WHAT YOU SHOULD DO: Spot each line that carries the word "React"; copy those lines.

DATA:
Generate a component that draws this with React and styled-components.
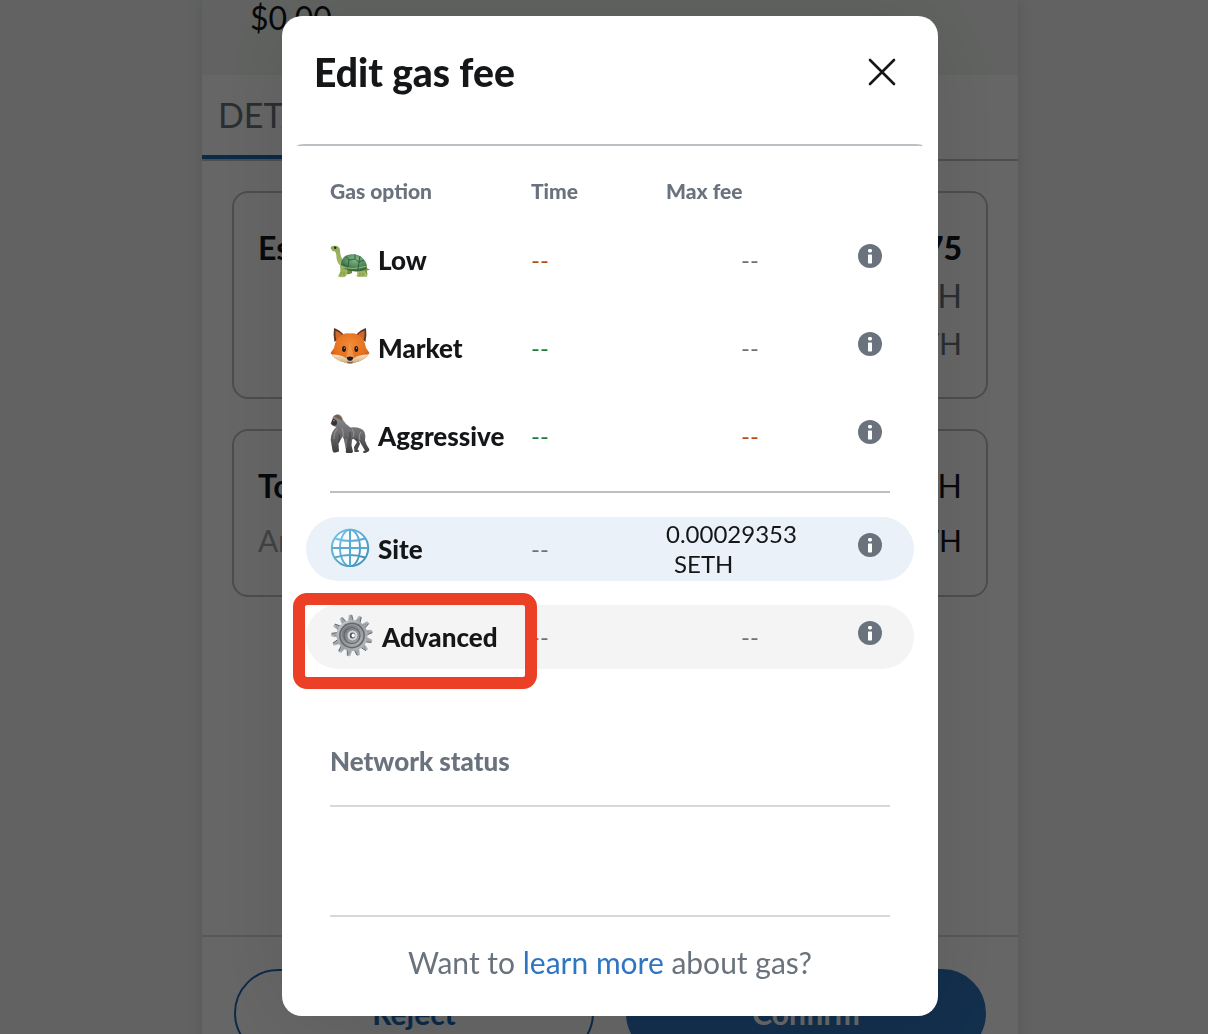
import React from "react";
import styled, { createGlobalStyle } from "styled-components";

const GlobalStyle = createGlobalStyle`
  *, *::before, *::after { box-sizing: border-box; }
  body {
    margin: 0;
    background: #f2f6f3;
    color: #141618;
    font-family: Lato, "Open Sans", "Liberation Sans", sans-serif;
  }
  button { font: inherit; color: inherit; cursor: pointer; }
`;

/* ---------- Confirmation page behind the dialog ---------- */

const Page = styled.div`
  height: 100vh;
  overflow: hidden;
  display: flex;
  justify-content: center;
  padding-left: 12px;
`;

const Column = styled.main`
  width: 100%;
  max-width: 816px;
  display: flex;
  flex-direction: column;
  flex: 0 1 816px;
  height: max-content;
  background: #fff;
  box-shadow: 0 0 14px rgba(0, 0, 0, 0.12);
`;

const Summary = styled.header`
  height: 75px;
  padding: 0 48px;
  background: #f2f6f3;
  font-size: 32px;
  line-height: 36px;
`;

const Tabs = styled.nav`
  display: flex;
  height: 86px;
  border-bottom: 2px solid #bbc0c5;
`;

const Tab = styled.button`
  padding: 0 16px;
  border: 0;
  border-bottom: 4px solid #1b69b5;
  background: none;
  color: #6a737d;
  font-size: 34px;
  line-height: 76px;
`;

const Cards = styled.div`
  display: flex;
  flex-direction: column;
  gap: 30px;
  height: 774px;
  padding: 30px;
`;

const Card = styled.section`
  height: ${(p) => p.$height};
  padding: 31px 24px;
  border: 2px solid #bbc0c5;
  border-radius: 16px;
`;

const CardLine = styled.div`
  display: flex;
  justify-content: space-between;
  color: ${(p) => (p.$muted ? "#6a737d" : "#141618")};
  font-size: ${(p) => (p.$small ? "30px" : "32px")};
  line-height: ${(p) => p.$line || "48px"};
`;

const CardName = styled.span`
  color: ${(p) => (p.$muted ? "#9fa6ae" : "inherit")};
  font-weight: ${(p) => (p.$muted ? 400 : 700)};
`;

const CardValue = styled.span`
  margin-left: auto;
  font-weight: ${(p) => (p.$strong ? 900 : 400)};
`;

const Actions = styled.footer`
  display: flex;
  gap: 32px;
  padding: 32px;
  border-top: 2px solid #d6d9dc;
`;

const Action = styled.button`
  flex: 1;
  height: 88px;
  border: 2px solid ${(p) => (p.$primary ? "#2f75bf" : "#1b69b5")};
  border-radius: 44px;
  background: ${(p) => (p.$primary ? "#2f75bf" : "transparent")};
  color: ${(p) => (p.$primary ? "#fff" : "#1b69b5")};
  font-size: 30px;
  font-weight: 700;
`;

/* ---------- Dialog ---------- */

const Overlay = styled.div`
  position: fixed;
  inset: 0;
  display: flex;
  justify-content: center;
  align-items: flex-start;
  padding: 16px 0 16px 12px;
  background: rgba(0, 0, 0, 0.6);
`;

const Dialog = styled.section`
  flex: 0 1 656px;
  border-radius: 20px;
  background: #fff;
  box-shadow: 0 4px 88px rgba(0, 0, 0, 0.1);
`;

const DialogHeader = styled.header`
  display: flex;
  align-items: center;
  justify-content: space-between;
  height: 112px;
  padding: 0 42px 0 32px;
`;

const Title = styled.h1`
  margin: 0;
  font-size: 39px;
  font-weight: 900;
  line-height: 48px;
`;

const IconButton = styled.button`
  display: flex;
  padding: 0;
  border: 0;
  background: none;
`;

const HeaderRule = styled.hr`
  height: 2px;
  margin: 16px 15px 0;
  border: 0;
  border-radius: 8px 8px 0 0 / 2px 2px 0 0;
  background: #bbc0c5;
`;

const Body = styled.div`
  padding: 30px 24px 0;
`;

const Options = styled.table`
  display: block;
`;

const HeadGroup = styled.thead`
  display: block;
  margin-bottom: 22px;
`;

const OptionGroup = styled.tbody`
  display: flex;
  flex-direction: column;
  gap: 24px;
`;

const CustomGroup = styled(OptionGroup)`
  &::before {
    content: "";
    height: 2px;
    margin: 23px 24px 0;
    background: #bbc0c5;
  }
`;

const Row = styled.tr`
  position: relative;
  display: grid;
  grid-template-columns: 201fr 135fr 168fr 56fr;
  align-items: center;
  height: ${(p) => (p.$head ? "30px" : "64px")};
  padding: 0 24px;
  border-radius: 32px;
  background: ${(p) => p.$fill || "transparent"};
`;

const HeadCell = styled.th`
  padding: 0;
  color: #6a737d;
  font-size: 21px;
  font-weight: 900;
  line-height: 28px;
  text-align: left;
`;

const NameCell = styled.th`
  padding: 0;
  text-align: left;
`;

const OptionButton = styled.button`
  display: flex;
  align-items: center;
  gap: 8px;
  padding: 0;
  border: 0;
  background: none;
  font-size: 26px;
  font-weight: 900;
  line-height: 28px;
  white-space: nowrap;

  svg { flex: none; margin-bottom: 4px; }
`;

const tones = { muted: "#6a737d", warn: "#bc4b13", good: "#1e7e34", plain: "#141618" };

const Cell = styled.td`
  padding: 0;
  color: ${(p) => tones[p.$tone]};
  font-size: 24px;
  line-height: 30px;
  text-align: ${(p) => (p.$center ? "center" : "left")};
`;

const Unit = styled.span`
  display: block;
  padding-left: 8px;
`;

const InfoCell = styled.td`
  display: flex;
  justify-content: flex-end;
  padding: 0 8px 8px 0;
`;

const Highlight = styled.span`
  position: absolute;
  top: -12px;
  left: -13px;
  width: 244px;
  height: 96px;
  border: 12px solid #eb4026;
  border-radius: 14px;
  pointer-events: none;
`;

const Network = styled.section`
  margin: 0 24px;
  padding: 76px 0 108px;
`;

const NetworkTitle = styled.h2`
  margin: 0;
  padding-bottom: 28px;
  border-bottom: 2px solid #d6d9dc;
  color: #6a737d;
  font-size: 26px;
  font-weight: 900;
  line-height: 32px;
`;

const Help = styled.p`
  margin: 0 24px;
  padding: 25px 0 34px;
  border-top: 2px solid #d6d9dc;
  color: #6a737d;
  font-size: 30px;
  line-height: 40px;
  text-align: center;
`;

const HelpLink = styled.a`
  color: #2f75c4;
  text-decoration: none;
`;

/* ---------- Icons ---------- */

const CloseIcon = () => (
  <svg width="28" height="28" viewBox="0 0 28 28" fill="none" stroke="#141618" strokeWidth="2.6" strokeLinecap="round" aria-hidden="true">
    <path d="M2 2 26 26M26 2 2 26" />
  </svg>
);

const InfoIcon = () => (
  <svg width="24" height="24" viewBox="0 0 24 24" aria-hidden="true">
    <circle cx="12" cy="12" r="12" fill="#6a737d" />
    <rect x="10" y="5" width="4" height="3.4" rx="1.4" fill="#fff" />
    <rect x="10" y="10.4" width="4" height="9" rx="0.6" fill="#fff" />
  </svg>
);

const TurtleIcon = () => (
  <svg width="40" height="40" viewBox="0 0 40 40" aria-hidden="true">
    <defs>
      <radialGradient id="shell" cx="0.55" cy="0.3" r="0.75">
        <stop offset="0" stopColor="#86b98a" />
        <stop offset="0.6" stopColor="#4c8759" />
        <stop offset="1" stopColor="#2c5a38" />
      </radialGradient>
      <linearGradient id="skin" x1="0" y1="0" x2="0" y2="1">
        <stop offset="0" stopColor="#8fa957" />
        <stop offset="1" stopColor="#a9bb6c" />
      </linearGradient>
    </defs>
    <path d="M34 28q3 3 6 3.500-3 2-7 .5Z" fill="#789247" />
    <path d="M17 30h5v5q-3 2-6 1Z M32 29l4 1 1.500 6q-1 2-4 1Z" fill="#718a40" />
    <path d="M.7 10.500Q.5 7.500 4.500 7.700 9.800 7.700 10 12.500 10 19 14.500 24L13 30Q7 26 6.500 20 6.500 15 5 13.500 1.500 13 .7 10.500Z" fill="url(#skin)" />
    <path d="M10 27q3 4 8 3l-1 5.500q-.5 3.500-4 3.700l-4.500-.3q-1-1.800 1-3.200 1.500-3 .5-8.700Z M26 31l9-2q-1 4 1 5.500 2 2 1 4.300l-9 .3q-2.500-1.300-.5-3.700Z" fill="url(#skin)" />
    <path d="M11 27Q11 17 21 16.300 33 15 37 27.500 37.500 32 31 33 17 35 11 27Z" fill="url(#shell)" />
    <path d="M11.500 28Q20 33 37 28" fill="none" stroke="#9ab36b" strokeWidth="1.200" />
    <path d="M16 18.500l3 3.500-1 7M19 22l6-1 4 3 5-2M25 21l0-5M29 24l-1 7.500M18 29l-5-3M29 24l1-6" fill="none" stroke="#244f30" strokeWidth=".8" />
    <circle cx="5.200" cy="9.800" r="1.200" fill="#1d2113" />
    <path d="M11 34v3.500M14 34v4M30 35v3M33 35v3" stroke="#647c37" strokeWidth=".6" />
  </svg>
);

const FoxIcon = () => (
  <svg width="40" height="40" viewBox="0 0 40 40" aria-hidden="true">
    <defs>
      <radialGradient id="fur" cx="0.5" cy="0.35" r="0.65">
        <stop offset="0" stopColor="#f28a35" />
        <stop offset="0.7" stopColor="#e36f1d" />
        <stop offset="1" stopColor="#b94f12" />
      </radialGradient>
      <linearGradient id="muzzle" x1="0" y1="0" x2="0" y2="1">
        <stop offset="0" stopColor="#fbe3bf" />
        <stop offset="1" stopColor="#c5a77e" />
      </linearGradient>
    </defs>
    <path d="M4 2Q3 9 4.500 16L14 9Q10 4 4 2ZM36 2q1 7-.5 14L26 9q4-5 10-7Z" fill="#5a351f" />
    <path d="M5.500 4.500Q5 10 6.500 15L13 10Q10 6 5.500 4.500ZM34.500 4.500q.5 5.500-1 10.500L27 10q3-4 7.500-5.500Z" fill="#d4662b" />
    <path d="M20 7.500Q27 6.500 32 12 35 16 36 22L39.500 27Q34 35 25 36.500L20 38l-5-1.500Q6 35 .5 27L4 22q1-6 4-10 5-5.500 12-4.500Z" fill="url(#fur)" />
    <path d="M1.500 28.500Q10 28 16 32l4-3 4 3q6-4 14.500-3.500Q33 35 25 36.500L20 38l-5-1.500Q7 35 1.500 28.500Z" fill="url(#muzzle)" />
    <path d="M20 16q2.500 10 4 15-4 3-8 0 1.500-5 4-15Z" fill="#f09a49" opacity=".8" />
    <ellipse cx="14" cy="23" rx="1.900" ry="3" fill="#24180f" />
    <ellipse cx="26.300" cy="23" rx="1.900" ry="3" fill="#24180f" />
    <circle cx="14.300" cy="22" r=".6" fill="#fff" />
    <circle cx="26.600" cy="22" r=".6" fill="#fff" />
    <path d="M16.700 31.500q3.300-2 6.600 0 .3 1.500-2 3.200h-2.600q-2.300-1.700-2-3.200Z" fill="#211a1a" />
    <path d="M17 36q3 1.400 6 0" fill="none" stroke="#59412e" strokeWidth=".8" />
  </svg>
);

const GorillaIcon = () => (
  <svg width="40" height="40" viewBox="0 0 40 40" aria-hidden="true">
    <defs>
      <linearGradient id="coat" x1="0" y1="0" x2="0" y2="1">
        <stop offset="0" stopColor="#8d8d90" />
        <stop offset="0.5" stopColor="#6b6b6f" />
        <stop offset="1" stopColor="#3b3b3e" />
      </linearGradient>
    </defs>
    <path d="M23 24l4 4-3 5 .5 5h4l.5-1.500-1.500-1 2.500-5.500-2-6Z" fill="#4a4a4d" />
    <path d="M2 7Q2 1 7.500.3 12 1 13 6q3 5 7.500 7.500Q31 12.500 34.500 18q1.500 4 .5 8.500 1 4 4.500 9l-1 2q-3 1.500-5 1.500l-.5-1.500 2-1-5-8.500-3-4-5 1.500-.5 6 1.500 6-1 1.500h-5.500q-1.500-1.500-.5-3l-2-10.500-1.500-3L8.500 29.500l.5 8-3.500 1H3.500l-1-2L.7 26Q1 17 6.500 13 2 12 .5 9.500Z" fill="url(#coat)" />
    <path d="M1.300 9Q1.500 6 3.500 4.500l3 2Q8 10 5.500 11.500 2 12 1.300 9Z" fill="#353338" />
    <path d="M4 2.500Q7-1 10.500 2.300L12.500 7 9 5Z" fill="#775b4d" />
    <circle cx="4" cy="6.700" r=".7" fill="#d9a86d" />
    <path d="M12 14q2 5 1 9M22 15q3 4 1 8M7 15q-3 4-3 10M31 18q-3 4-1 8M16 25v9" fill="none" stroke="#a8a8ac" strokeWidth="1.200" opacity=".6" />
    <path d="M9 20q1 4-.5 9M20 18q1 5-1 9" fill="none" stroke="#343438" strokeWidth="1" opacity=".7" />
  </svg>
);

const GlobeIcon = () => (
  <svg width="40" height="40" viewBox="0 0 40 40" fill="none" aria-hidden="true">
    <defs>
      <linearGradient id="ocean" x1="0" y1="0" x2="1" y2="1">
        <stop offset="0" stopColor="#77c3e4" />
        <stop offset="1" stopColor="#3d8fba" />
      </linearGradient>
    </defs>
    <circle cx="20" cy="21" r="18.200" fill="#f8fcff" stroke="url(#ocean)" strokeWidth="2" />
    <ellipse cx="20" cy="21" rx="10" ry="18.200" stroke="url(#ocean)" strokeWidth="1.900" />
    <path d="M5 11.500q15 5 30 0M5 30.500q15-5 30 0" stroke="url(#ocean)" strokeWidth="1.900" />
    <path d="M20 3v36M2 21h36" stroke="#58abd0" strokeWidth="2" />
  </svg>
);

const GearIcon = () => (
  <svg width="44" height="44" viewBox="0 0 44 44" aria-hidden="true">
    <defs>
      <linearGradient id="steel" x1="0" y1="0" x2="1" y2="1">
        <stop offset="0" stopColor="#ccd2d8" />
        <stop offset="0.5" stopColor="#9a9fa5" />
        <stop offset="1" stopColor="#b8bdc2" />
      </linearGradient>
      <linearGradient id="hub" x1="0" y1="0" x2="1" y2="1">
        <stop offset="0" stopColor="#6a6d70" />
        <stop offset="1" stopColor="#b8bbbe" />
      </linearGradient>
    </defs>
    {Array.from({ length: 13 }, (_, i) => (
      <g key={i} transform={`rotate(${(i * 360) / 13 - 5} 22 22.500)`}>
        <path d="M19.500 9l.9-7q1.600-1.200 3.200 0L24.500 9Z" fill="url(#steel)" />
        <path d="M23.500 2 24.500 8" stroke="#55585c" strokeWidth=".8" />
      </g>
    ))}
    <circle cx="22" cy="22.500" r="15.500" fill="url(#steel)" />
    <circle cx="22" cy="22.500" r="12.900" fill="#66696c" />
    <circle cx="22" cy="22.500" r="11" fill="url(#hub)" stroke="#a2a5a8" strokeWidth=".8" />
    <circle cx="22" cy="22.500" r="8" fill="none" stroke="#606367" strokeWidth="1.200" />
    <circle cx="22.500" cy="22.500" r="5.500" fill="#d4d7da" stroke="#77797d" strokeWidth=".8" />
    <ellipse cx="22.500" cy="22.500" rx="2.700" ry="3" fill="#4c4f52" />
    <ellipse cx="23.200" cy="22.600" rx="1.700" ry="2" fill="#fff" />
  </svg>
);

/* ---------- Data ---------- */

const suggested = [
  { name: "Low", Icon: TurtleIcon, time: "warn", fee: "muted" },
  { name: "Market", Icon: FoxIcon, time: "good", fee: "muted" },
  { name: "Aggressive", Icon: GorillaIcon, time: "good", fee: "warn" },
];

const custom = [
  { name: "Site", Icon: GlobeIcon, time: "muted", amount: "0.00029353", unit: "SETH", fill: "#eaf1f9" },
  { name: "Advanced", Icon: GearIcon, time: "muted", fee: "muted", fill: "#f4f4f4", highlighted: true },
];

function Option({ name, Icon, time, fee, amount, unit, fill, highlighted }) {
  return (
    <Row $fill={fill}>
      <NameCell scope="row">
        <OptionButton type="button">
          <Icon />
          {name}
        </OptionButton>
        {highlighted && <Highlight />}
      </NameCell>
      <Cell $tone={time}>--</Cell>
      {amount ? (
        <Cell $tone="plain">
          {amount} <Unit>{unit}</Unit>
        </Cell>
      ) : (
        <Cell $tone={fee} $center>--</Cell>
      )}
      <InfoCell>
        <IconButton type="button" aria-label={`About ${name}`}>
          <InfoIcon />
        </IconButton>
      </InfoCell>
    </Row>
  );
}

export default function App() {
  return (
    <>
      <GlobalStyle />
      <Page>
        <Column>
          <Summary>$0.00</Summary>
          <Tabs>
            <Tab type="button">DETAILS</Tab>
          </Tabs>
          <Cards>
            <Card $height="208px">
              <CardLine>
                <CardName>Es</CardName>
                <CardValue $strong>75</CardValue>
              </CardLine>
              <CardLine $muted><CardValue>SETH</CardValue></CardLine>
              <CardLine $muted $small $line="46px"><CardValue>SETH</CardValue></CardLine>
            </Card>
            <Card $height="168px">
              <CardLine>
                <CardName>To</CardName>
                <CardValue>SETH</CardValue>
              </CardLine>
              <CardLine $small $line="60px">
                <CardName $muted>Am</CardName>
                <CardValue>SETH</CardValue>
              </CardLine>
            </Card>
          </Cards>
          <Actions>
            <Action type="button">Reject</Action>
            <Action type="button" $primary>Confirm</Action>
          </Actions>
        </Column>
      </Page>
      <Overlay>
        <Dialog role="dialog" aria-modal="true" aria-labelledby="gas-title">
          <DialogHeader>
            <Title id="gas-title">Edit gas fee</Title>
            <IconButton type="button" aria-label="Close">
              <CloseIcon />
            </IconButton>
          </DialogHeader>
          <HeaderRule />
          <Body>
            <Options>
              <HeadGroup>
                <Row $head>
                  <HeadCell scope="col">Gas option</HeadCell>
                  <HeadCell scope="col">Time</HeadCell>
                  <HeadCell scope="col">Max fee</HeadCell>
                </Row>
              </HeadGroup>
              <OptionGroup>
                {suggested.map((o) => <Option key={o.name} {...o} />)}
              </OptionGroup>
              <CustomGroup>
                {custom.map((o) => <Option key={o.name} {...o} />)}
              </CustomGroup>
            </Options>
            <Network>
              <NetworkTitle>Network status</NetworkTitle>
            </Network>
            <Help>
              Want to <HelpLink href="#gas">learn more</HelpLink> about gas?
            </Help>
          </Body>
        </Dialog>
      </Overlay>
    </>
  );
}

OUTPUT BELOW:
Generate a component that draws this with React and styled-components.
import React from "react";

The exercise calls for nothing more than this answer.